For quiz1 the frequency table output should look something like this:

In this case the histogram is a little different than you might expect after comparing it to the frequency distribution table above. Why?

Because, the above histogram is based on a Grouped frequency distribution table of quiz1 (see previous lab for discussion). Go ahead and group scores 10 & 9, 8 & 7, 6 & 5, etc. and see if now the histogram looks as you'd expect it would.

An important lesson from this is that the size of the interval that you plot may influence the overall shape of the histogram.

NOW MAKE HISTOGRAMS OF THE OTHER 3 QUIZZES (2, 3, and 4).

(9) What are the differences between the different distributions?

(10) Which quiz was the hardest? Which was the easiest? Why do you come to that conclusion?

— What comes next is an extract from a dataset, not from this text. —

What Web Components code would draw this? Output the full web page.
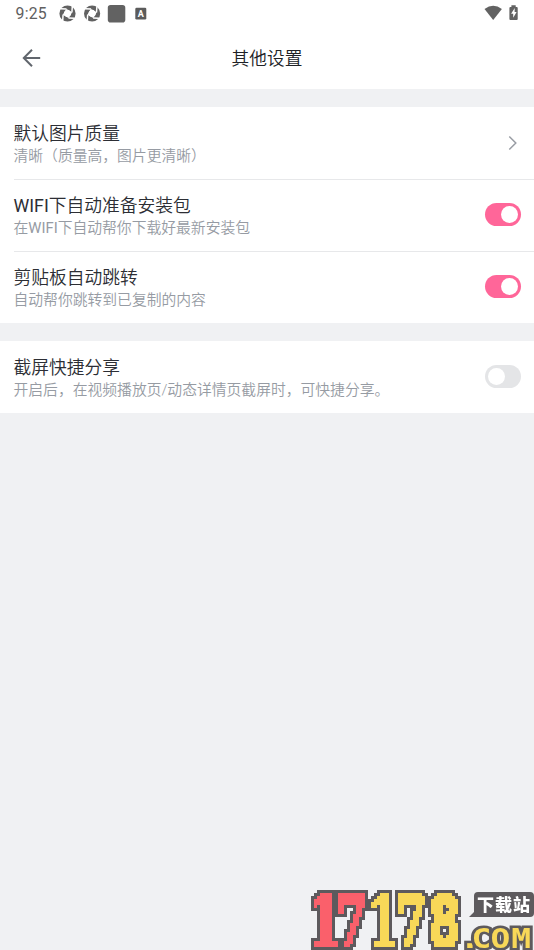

(11) On which quiz(zes) did most people get the same score? On which quiz(zes) were the scores widely distributed?

(12) Are there some quizzes where some students did especially well (compared to the rest) or especially poorly?

(13) Which quiz(zes) was/were positively skewed? Which quiz(zes) was/were negatively skewed? Are there any that are not skewed (i.e. are roughly symmetric)?

(14) Are there any scores that may be potential outliers?

FINALLY, save your SPSS datafile and ATTACH THE OUTPUT OF ALL GRAPHS & HISTOGRAMS IN THIS LAB TO ASSIGNMENT 7.